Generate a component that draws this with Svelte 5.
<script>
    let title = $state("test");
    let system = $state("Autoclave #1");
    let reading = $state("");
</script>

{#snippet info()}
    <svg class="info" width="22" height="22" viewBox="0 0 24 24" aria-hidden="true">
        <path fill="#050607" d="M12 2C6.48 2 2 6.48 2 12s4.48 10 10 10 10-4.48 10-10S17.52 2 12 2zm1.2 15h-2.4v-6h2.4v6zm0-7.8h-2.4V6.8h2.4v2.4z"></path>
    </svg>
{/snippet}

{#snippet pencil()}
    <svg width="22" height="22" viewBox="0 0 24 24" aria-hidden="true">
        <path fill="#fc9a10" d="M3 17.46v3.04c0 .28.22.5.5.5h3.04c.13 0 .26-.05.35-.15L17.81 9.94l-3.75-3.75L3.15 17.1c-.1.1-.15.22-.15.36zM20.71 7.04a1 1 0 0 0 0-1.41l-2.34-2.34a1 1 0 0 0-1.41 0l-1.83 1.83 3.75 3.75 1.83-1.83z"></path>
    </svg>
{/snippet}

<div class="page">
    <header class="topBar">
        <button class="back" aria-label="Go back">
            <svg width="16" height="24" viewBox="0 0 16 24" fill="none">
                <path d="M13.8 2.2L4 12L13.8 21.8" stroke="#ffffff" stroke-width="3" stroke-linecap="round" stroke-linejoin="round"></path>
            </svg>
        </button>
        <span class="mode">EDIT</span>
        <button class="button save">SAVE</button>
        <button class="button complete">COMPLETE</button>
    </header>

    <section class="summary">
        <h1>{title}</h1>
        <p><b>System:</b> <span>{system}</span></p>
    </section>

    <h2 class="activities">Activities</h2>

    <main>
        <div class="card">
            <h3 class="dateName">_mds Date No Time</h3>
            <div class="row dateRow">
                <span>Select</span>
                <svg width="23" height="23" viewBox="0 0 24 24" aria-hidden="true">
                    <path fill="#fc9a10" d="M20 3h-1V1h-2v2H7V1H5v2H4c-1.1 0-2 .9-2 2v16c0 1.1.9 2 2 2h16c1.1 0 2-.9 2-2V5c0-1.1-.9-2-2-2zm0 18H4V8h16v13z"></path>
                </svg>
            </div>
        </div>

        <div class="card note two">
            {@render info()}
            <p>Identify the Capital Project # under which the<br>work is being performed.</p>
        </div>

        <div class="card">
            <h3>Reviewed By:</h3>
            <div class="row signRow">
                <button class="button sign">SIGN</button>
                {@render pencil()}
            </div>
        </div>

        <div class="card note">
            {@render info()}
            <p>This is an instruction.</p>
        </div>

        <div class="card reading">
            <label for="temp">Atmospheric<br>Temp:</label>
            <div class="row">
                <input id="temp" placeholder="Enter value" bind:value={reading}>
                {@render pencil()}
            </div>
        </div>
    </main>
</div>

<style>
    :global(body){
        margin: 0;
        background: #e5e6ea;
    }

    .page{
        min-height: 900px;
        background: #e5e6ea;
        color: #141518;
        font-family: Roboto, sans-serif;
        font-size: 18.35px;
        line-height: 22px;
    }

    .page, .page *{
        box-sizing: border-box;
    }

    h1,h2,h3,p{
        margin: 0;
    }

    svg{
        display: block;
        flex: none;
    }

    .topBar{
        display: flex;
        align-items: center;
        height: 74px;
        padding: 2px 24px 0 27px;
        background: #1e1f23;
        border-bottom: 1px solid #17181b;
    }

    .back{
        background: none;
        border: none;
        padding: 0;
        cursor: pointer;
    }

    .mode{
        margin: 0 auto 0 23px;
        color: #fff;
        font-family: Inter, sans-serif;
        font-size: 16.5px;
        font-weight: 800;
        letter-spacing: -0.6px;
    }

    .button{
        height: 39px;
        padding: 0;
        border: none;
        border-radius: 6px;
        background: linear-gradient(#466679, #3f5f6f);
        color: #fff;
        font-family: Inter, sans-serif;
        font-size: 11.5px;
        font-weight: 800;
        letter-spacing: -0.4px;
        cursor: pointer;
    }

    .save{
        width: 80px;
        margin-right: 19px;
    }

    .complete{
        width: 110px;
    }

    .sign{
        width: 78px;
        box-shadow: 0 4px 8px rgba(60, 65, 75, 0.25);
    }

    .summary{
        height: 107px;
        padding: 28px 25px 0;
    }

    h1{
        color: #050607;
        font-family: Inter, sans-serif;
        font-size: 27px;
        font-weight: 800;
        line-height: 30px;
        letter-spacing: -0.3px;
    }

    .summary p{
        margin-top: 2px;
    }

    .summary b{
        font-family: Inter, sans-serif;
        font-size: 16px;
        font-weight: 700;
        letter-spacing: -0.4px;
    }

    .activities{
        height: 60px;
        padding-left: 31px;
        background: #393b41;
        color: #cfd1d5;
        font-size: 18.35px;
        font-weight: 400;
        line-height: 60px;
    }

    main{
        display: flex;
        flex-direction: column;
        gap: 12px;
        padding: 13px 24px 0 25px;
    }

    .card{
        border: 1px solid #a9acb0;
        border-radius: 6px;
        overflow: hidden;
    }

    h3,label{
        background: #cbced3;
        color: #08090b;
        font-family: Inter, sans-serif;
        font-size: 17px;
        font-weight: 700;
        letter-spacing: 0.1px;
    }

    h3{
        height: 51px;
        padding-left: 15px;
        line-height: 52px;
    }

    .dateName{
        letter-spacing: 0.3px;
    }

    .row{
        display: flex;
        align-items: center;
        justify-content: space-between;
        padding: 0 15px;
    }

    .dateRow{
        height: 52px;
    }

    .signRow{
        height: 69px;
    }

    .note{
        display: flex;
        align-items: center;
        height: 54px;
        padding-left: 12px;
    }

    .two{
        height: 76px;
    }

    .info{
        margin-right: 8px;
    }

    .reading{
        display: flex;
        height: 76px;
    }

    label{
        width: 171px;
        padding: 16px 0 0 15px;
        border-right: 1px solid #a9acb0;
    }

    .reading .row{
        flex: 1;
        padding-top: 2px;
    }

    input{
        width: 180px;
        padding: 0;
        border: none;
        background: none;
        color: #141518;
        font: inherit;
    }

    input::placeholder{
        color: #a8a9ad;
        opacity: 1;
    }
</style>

::::::::::

GOAL: Write out the full listing, keeping every line exactly as it is.

TASK RESULT:
Generate a component that draws this with Svelte 5.
<script>
    let title = $state("test");
    let system = $state("Autoclave #1");
    let reading = $state("");
</script>

{#snippet info()}
    <svg class="info" width="22" height="22" viewBox="0 0 24 24" aria-hidden="true">
        <path fill="#050607" d="M12 2C6.48 2 2 6.48 2 12s4.48 10 10 10 10-4.48 10-10S17.52 2 12 2zm1.2 15h-2.4v-6h2.4v6zm0-7.8h-2.4V6.8h2.4v2.4z"></path>
    </svg>
{/snippet}

{#snippet pencil()}
    <svg width="22" height="22" viewBox="0 0 24 24" aria-hidden="true">
        <path fill="#fc9a10" d="M3 17.46v3.04c0 .28.22.5.5.5h3.04c.13 0 .26-.05.35-.15L17.81 9.94l-3.75-3.75L3.15 17.1c-.1.1-.15.22-.15.36zM20.71 7.04a1 1 0 0 0 0-1.41l-2.34-2.34a1 1 0 0 0-1.41 0l-1.83 1.83 3.75 3.75 1.83-1.83z"></path>
    </svg>
{/snippet}

<div class="page">
    <header class="topBar">
        <button class="back" aria-label="Go back">
            <svg width="16" height="24" viewBox="0 0 16 24" fill="none">
                <path d="M13.8 2.2L4 12L13.8 21.8" stroke="#ffffff" stroke-width="3" stroke-linecap="round" stroke-linejoin="round"></path>
            </svg>
        </button>
        <span class="mode">EDIT</span>
        <button class="button save">SAVE</button>
        <button class="button complete">COMPLETE</button>
    </header>

    <section class="summary">
        <h1>{title}</h1>
        <p><b>System:</b> <span>{system}</span></p>
    </section>

    <h2 class="activities">Activities</h2>

    <main>
        <div class="card">
            <h3 class="dateName">_mds Date No Time</h3>
            <div class="row dateRow">
                <span>Select</span>
                <svg width="23" height="23" viewBox="0 0 24 24" aria-hidden="true">
                    <path fill="#fc9a10" d="M20 3h-1V1h-2v2H7V1H5v2H4c-1.1 0-2 .9-2 2v16c0 1.1.9 2 2 2h16c1.1 0 2-.9 2-2V5c0-1.1-.9-2-2-2zm0 18H4V8h16v13z"></path>
                </svg>
            </div>
        </div>

        <div class="card note two">
            {@render info()}
            <p>Identify the Capital Project # under which the<br>work is being performed.</p>
        </div>

        <div class="card">
            <h3>Reviewed By:</h3>
            <div class="row signRow">
                <button class="button sign">SIGN</button>
                {@render pencil()}
            </div>
        </div>

        <div class="card note">
            {@render info()}
            <p>This is an instruction.</p>
        </div>

        <div class="card reading">
            <label for="temp">Atmospheric<br>Temp:</label>
            <div class="row">
                <input id="temp" placeholder="Enter value" bind:value={reading}>
                {@render pencil()}
            </div>
        </div>
    </main>
</div>

<style>
    :global(body){
        margin: 0;
        background: #e5e6ea;
    }

    .page{
        min-height: 900px;
        background: #e5e6ea;
        color: #141518;
        font-family: Roboto, sans-serif;
        font-size: 18.35px;
        line-height: 22px;
    }

    .page, .page *{
        box-sizing: border-box;
    }

    h1,h2,h3,p{
        margin: 0;
    }

    svg{
        display: block;
        flex: none;
    }

    .topBar{
        display: flex;
        align-items: center;
        height: 74px;
        padding: 2px 24px 0 27px;
        background: #1e1f23;
        border-bottom: 1px solid #17181b;
    }

    .back{
        background: none;
        border: none;
        padding: 0;
        cursor: pointer;
    }

    .mode{
        margin: 0 auto 0 23px;
        color: #fff;
        font-family: Inter, sans-serif;
        font-size: 16.5px;
        font-weight: 800;
        letter-spacing: -0.6px;
    }

    .button{
        height: 39px;
        padding: 0;
        border: none;
        border-radius: 6px;
        background: linear-gradient(#466679, #3f5f6f);
        color: #fff;
        font-family: Inter, sans-serif;
        font-size: 11.5px;
        font-weight: 800;
        letter-spacing: -0.4px;
        cursor: pointer;
    }

    .save{
        width: 80px;
        margin-right: 19px;
    }

    .complete{
        width: 110px;
    }

    .sign{
        width: 78px;
        box-shadow: 0 4px 8px rgba(60, 65, 75, 0.25);
    }

    .summary{
        height: 107px;
        padding: 28px 25px 0;
    }

    h1{
        color: #050607;
        font-family: Inter, sans-serif;
        font-size: 27px;
        font-weight: 800;
        line-height: 30px;
        letter-spacing: -0.3px;
    }

    .summary p{
        margin-top: 2px;
    }

    .summary b{
        font-family: Inter, sans-serif;
        font-size: 16px;
        font-weight: 700;
        letter-spacing: -0.4px;
    }

    .activities{
        height: 60px;
        padding-left: 31px;
        background: #393b41;
        color: #cfd1d5;
        font-size: 18.35px;
        font-weight: 400;
        line-height: 60px;
    }

    main{
        display: flex;
        flex-direction: column;
        gap: 12px;
        padding: 13px 24px 0 25px;
    }

    .card{
        border: 1px solid #a9acb0;
        border-radius: 6px;
        overflow: hidden;
    }

    h3,label{
        background: #cbced3;
        color: #08090b;
        font-family: Inter, sans-serif;
        font-size: 17px;
        font-weight: 700;
        letter-spacing: 0.1px;
    }

    h3{
        height: 51px;
        padding-left: 15px;
        line-height: 52px;
    }

    .dateName{
        letter-spacing: 0.3px;
    }

    .row{
        display: flex;
        align-items: center;
        justify-content: space-between;
        padding: 0 15px;
    }

    .dateRow{
        height: 52px;
    }

    .signRow{
        height: 69px;
    }

    .note{
        display: flex;
        align-items: center;
        height: 54px;
        padding-left: 12px;
    }

    .two{
        height: 76px;
    }

    .info{
        margin-right: 8px;
    }

    .reading{
        display: flex;
        height: 76px;
    }

    label{
        width: 171px;
        padding: 16px 0 0 15px;
        border-right: 1px solid #a9acb0;
    }

    .reading .row{
        flex: 1;
        padding-top: 2px;
    }

    input{
        width: 180px;
        padding: 0;
        border: none;
        background: none;
        color: #141518;
        font: inherit;
    }

    input::placeholder{
        color: #a8a9ad;
        opacity: 1;
    }
</style>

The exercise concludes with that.